The Gospel according to Matthew (15: 10-28)
Jesus called the crowd to him and said to them, “Listen and understand: it is not what goes into the mouth that defiles a person, but it is what comes out of the mouth that defiles.” Then the disciples approached and said to him, “Do you know that the Pharisees took offense when they heard what you said?” He answered, “Every plant that my heavenly Father has not planted will be uprooted. Let them alone; they are blind guides of the blind. And if one blind person guides another, both will fall into a pit.” But Peter said to him, “Explain this parable to us.” Then he said, “Are you also still without understanding? Do you not see that whatever goes into the mouth enters the stomach, and goes out into the sewer? But what comes out of the mouth proceeds from the heart, and this is what defiles. For out of the heart come evil intentions, murder, adultery, fornication, theft, false witness, slander. These are what defile a person, but to eat with unwashed hands does not defile.”
Jesus left that place and went away to the district of Tyre and Sidon. Just then a Canaanite woman from that region came out and started shouting, “Have mercy on me, Lord, Son of David; my daughter is tormented by a demon.” But he did not answer her at all. And his disciples came and urged him, saying, “Send her away, for she keeps shouting after us.” He answered, “I was sent only to the lost sheep of the house of Israel.” But she came and knelt before him, saying, “Lord, help me.” He answered, “It is not fair to take the children’s food and throw it to the dogs.” She said, “Yes, Lord, yet even the dogs eat the crumbs that fall from their masters’ table.” Then Jesus answered her, “Woman, great is your faith! Let it be done for you as you wish.” And her daughter was healed instantly.

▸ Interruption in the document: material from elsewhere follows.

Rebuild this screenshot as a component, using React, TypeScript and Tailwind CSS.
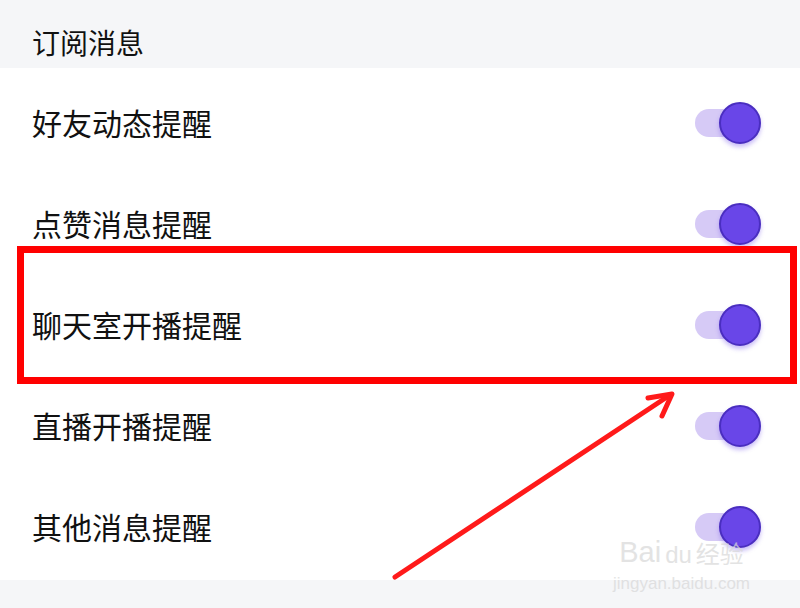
const rows = ["好友动态提醒", "点赞消息提醒", "聊天室开播提醒", "直播开播提醒", "其他消息提醒"];

function Toggle() {
  return (
    <div className="relative w-[66px] h-[44px] flex items-center">
      <div className="absolute left-0 w-[52px] h-[28px] rounded-full bg-[#d6caf6]" />
      <div className="absolute right-0 w-[42px] h-[42px] rounded-full bg-[#6946e8] border-2 border-[#4a2ec0] shadow-[0_3px_4px_rgba(106,72,232,0.35)]" />
    </div>
  );
}

export default function App() {
  return (
    <div
      className="relative w-[800px] h-[608px] overflow-hidden bg-white text-[#111]"
      style={{ fontFamily: '"Noto Sans CJK SC", "Noto Sans", sans-serif' }}
    >
      {/* 标题 */}
      <div className="h-[68px] bg-[#f5f6f8] flex items-center pl-[32px] text-[28px] pt-[16px]">
        订阅消息
      </div>

      {/* 设置列表 */}
      <div className="pt-[4px] pb-[3px]">
        {rows.map((r) => (
          <div key={r} className="h-[101px] flex items-center justify-between pl-[32px] pr-[39px]">
            <span className="text-[30px]">{r}</span>
            <Toggle />
          </div>
        ))}
      </div>
      <div className="h-[40px] bg-[#f5f6f8]" />

      {/* 红框标注 */}
      <div className="absolute left-[17px] top-[246px] w-[780px] h-[138px] border-[7px] border-[#ff0000]" />

      {/* 箭头 */}
      <svg className="absolute left-0 top-0" width="800" height="608" viewBox="0 0 800 608">
        <line x1="395" y1="577" x2="670" y2="395" stroke="#ff1a1a" strokeWidth="5" strokeLinecap="round" />
        <polyline points="648,398 672,394 662,416" fill="none" stroke="#ff1a1a" strokeWidth="5" strokeLinecap="round" strokeLinejoin="round" />
      </svg>

      {/* 水印 */}
      <div
        className="absolute left-[613px] top-[538px] flex flex-col items-center text-[#d8d8d8] opacity-70"
        style={{ fontFamily: '"Liberation Sans", "Noto Sans CJK SC", sans-serif' }}
      >
        <div className="flex items-end gap-[4px] leading-none">
          <span className="text-[29px]">Bai</span>
          <span className="text-[24px]">du</span>
          <span className="text-[24px]">经验</span>
        </div>
        <div className="text-[17px] leading-none mt-[8px]">jingyan.baidu.com</div>
      </div>
    </div>
  );
}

When Jesus said “It is not fair to take the children’s food and throw it to the dogs,” he was only repeating what he had heard and ingested from his family, his friends, and even his Bible. Everyone in Nazareth would have called those Canaanites “dogs.” It was his inherited cultural conditioning. But notice… When he hears her response, he responds with instant compassion. From this point on in Mark’s Gospel, Jesus gives to Gentiles the same healing, feeding and teaching as he gives to his own people.
What does this say to us today? …especially in the wake of the tragedy in Charlottesville.
How do you connect this story with the introductory teaching — “It’s not what goes in us that defiles, but what comes out of our heart and mouth”?